Frith Driver-Burgess
Frith's Master's research is an investigation into 19th century Māori reading, examining the representation of texts in Te Reo translation and Māori reactions.
MA in History
I te timatanga ko te kupu.
Frith grew up in the faded mining town of Thames, surrounded by the Hauraki gulf, hills honey-combed by mine shafts, and thousands of books in both English and Māori. She went on her first Treaty protest march aged six with her kura kaupapa classroom, a first encounter with New Zealand's past as a contested and ubiquitous part of the present, and from which an interest in New Zealand history and the written word was a natural progression.
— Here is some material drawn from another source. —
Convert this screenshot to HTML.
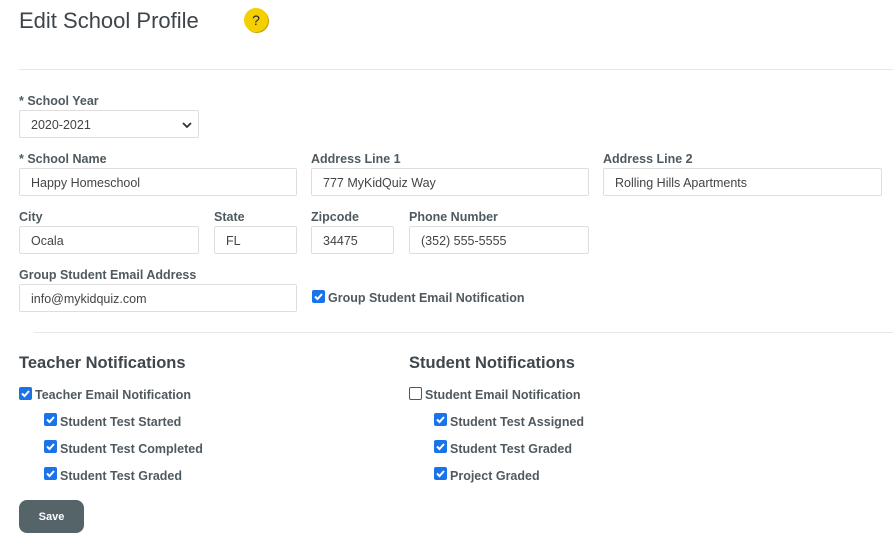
<!DOCTYPE html>
<html><head><style>
body{margin:0;width:893px;height:556px;background:#fff;font-family:"Liberation Sans",sans-serif;color:#4a5258;position:relative;overflow:hidden}
.a{position:absolute;white-space:nowrap}
.l{font-size:12.5px;font-weight:bold;color:#4f5a60}
.i{position:absolute;box-sizing:border-box;border:1px solid #dedede;border-radius:2px;height:28px;font-size:12.5px;color:#444;padding:0 0 0 11px;line-height:28px}
.cb{position:absolute;width:13px;height:13px;border-radius:2px;background:#1a73e8;box-sizing:border-box}
.cb svg{position:absolute;left:1px;top:1px}
.cb.u{background:#fff;border:1px solid #555}
.t{font-size:12.5px;font-weight:bold;color:#4f5a60}
h2{margin:0;font-size:16.5px;font-weight:bold;color:#3f474c}
</style></head><body>
<div class="a" style="left:19px;top:8px;font-size:22px;color:#3d454a">Edit School Profile</div>
<div class="a" style="left:244px;top:8px;width:24px;height:24px;border-radius:50%;background:#f5d000;box-shadow:1px 1px 0 #c9a400;text-align:center;font-size:14px;line-height:24px;color:#222">?</div>
<div class="a" style="left:19px;top:69px;width:874px;height:1px;background:#e8e8e8"></div>

<div class="a l" style="left:19px;top:94px">* School Year</div>
<div class="i" style="left:19px;top:110px;width:180px">2020-2021<svg style="position:absolute;right:6px;top:10px" width="10" height="8"><path d="M1 2l4 4 4-4" fill="none" stroke="#333" stroke-width="1.8"/></svg></div>

<div class="a l" style="left:19px;top:152px">* School Name</div>
<div class="a l" style="left:311px;top:152px">Address Line 1</div>
<div class="a l" style="left:603px;top:152px">Address Line 2</div>
<div class="i" style="left:19px;top:168px;width:278px">Happy Homeschool</div>
<div class="i" style="left:311px;top:168px;width:278px">777 MyKidQuiz Way</div>
<div class="i" style="left:603px;top:168px;width:279px">Rolling Hills Apartments</div>

<div class="a l" style="left:19px;top:210px">City</div>
<div class="a l" style="left:214px;top:210px">State</div>
<div class="a l" style="left:311px;top:210px">Zipcode</div>
<div class="a l" style="left:409px;top:210px">Phone Number</div>
<div class="i" style="left:19px;top:226px;width:180px">Ocala</div>
<div class="i" style="left:214px;top:226px;width:83px">FL</div>
<div class="i" style="left:311px;top:226px;width:83px">34475</div>
<div class="i" style="left:409px;top:226px;width:180px">(352) 555-5555</div>

<div class="a l" style="left:19px;top:268px">Group Student Email Address</div>
<div class="i" style="left:19px;top:284px;width:278px">info@mykidquiz.com</div>
<div class="cb" style="left:312px;top:290px"><svg width="11" height="11"><path d="M2 5.5l2.5 2.5 4.5-5" fill="none" stroke="#fff" stroke-width="2"/></svg></div>
<div class="a t" style="left:328px;top:291px">Group Student Email Notification</div>

<div class="a" style="left:34px;top:332px;width:859px;height:1px;background:#e8e8e8"></div>

<h2 class="a" style="left:19px;top:354px">Teacher Notifications</h2>
<h2 class="a" style="left:409px;top:354px">Student Notifications</h2>

<div class="cb" style="left:19px;top:387px"><svg width="11" height="11"><path d="M2 5.5l2.5 2.5 4.5-5" fill="none" stroke="#fff" stroke-width="2"/></svg></div>
<div class="a t" style="left:35px;top:388px">Teacher Email Notification</div>
<div class="cb" style="left:44px;top:413px"><svg width="11" height="11"><path d="M2 5.5l2.5 2.5 4.5-5" fill="none" stroke="#fff" stroke-width="2"/></svg></div>
<div class="a t" style="left:60px;top:415px">Student Test Started</div>
<div class="cb" style="left:44px;top:440px"><svg width="11" height="11"><path d="M2 5.5l2.5 2.5 4.5-5" fill="none" stroke="#fff" stroke-width="2"/></svg></div>
<div class="a t" style="left:60px;top:442px">Student Test Completed</div>
<div class="cb" style="left:44px;top:467px"><svg width="11" height="11"><path d="M2 5.5l2.5 2.5 4.5-5" fill="none" stroke="#fff" stroke-width="2"/></svg></div>
<div class="a t" style="left:60px;top:469px">Student Test Graded</div>

<div class="cb u" style="left:409px;top:387px"></div>
<div class="a t" style="left:425px;top:388px">Student Email Notification</div>
<div class="cb" style="left:434px;top:413px"><svg width="11" height="11"><path d="M2 5.5l2.5 2.5 4.5-5" fill="none" stroke="#fff" stroke-width="2"/></svg></div>
<div class="a t" style="left:450px;top:415px">Student Test Assigned</div>
<div class="cb" style="left:434px;top:440px"><svg width="11" height="11"><path d="M2 5.5l2.5 2.5 4.5-5" fill="none" stroke="#fff" stroke-width="2"/></svg></div>
<div class="a t" style="left:450px;top:442px">Student Test Graded</div>
<div class="cb" style="left:434px;top:467px"><svg width="11" height="11"><path d="M2 5.5l2.5 2.5 4.5-5" fill="none" stroke="#fff" stroke-width="2"/></svg></div>
<div class="a t" style="left:450px;top:469px">Project Graded</div>

<div class="a" style="left:19px;top:500px;width:65px;height:33px;border-radius:8px;background:#546468;color:#fff;font-size:11px;font-weight:bold;text-align:center;line-height:35px">Save</div>
</body></html>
This led to a degree in History and English Literature (with Honours) at Victoria University of Wellington in 2012. After some time working in public libraries and doing primary research into missionary writings and Te Reo newspapers, Frith returned to the subject of Māori Print History with her MA.
Her Masters research involved a primary sources investigation into Māori reading in the 19th Century, examining the representation of imported texts (in poetry, theatrical, educational, religious and epistolatory forms, among others) in Te Reo translation, and Māori readers' reactions to these texts. The research was particularly interested in cultural borrowing between texts, and their points of familiarity or difference to readers of Te Reo. It also examined readers' reaction to oral and written texts, and how foreign texts were read, transferred, adapted, and adopted by Māori readers to their New Zealand context.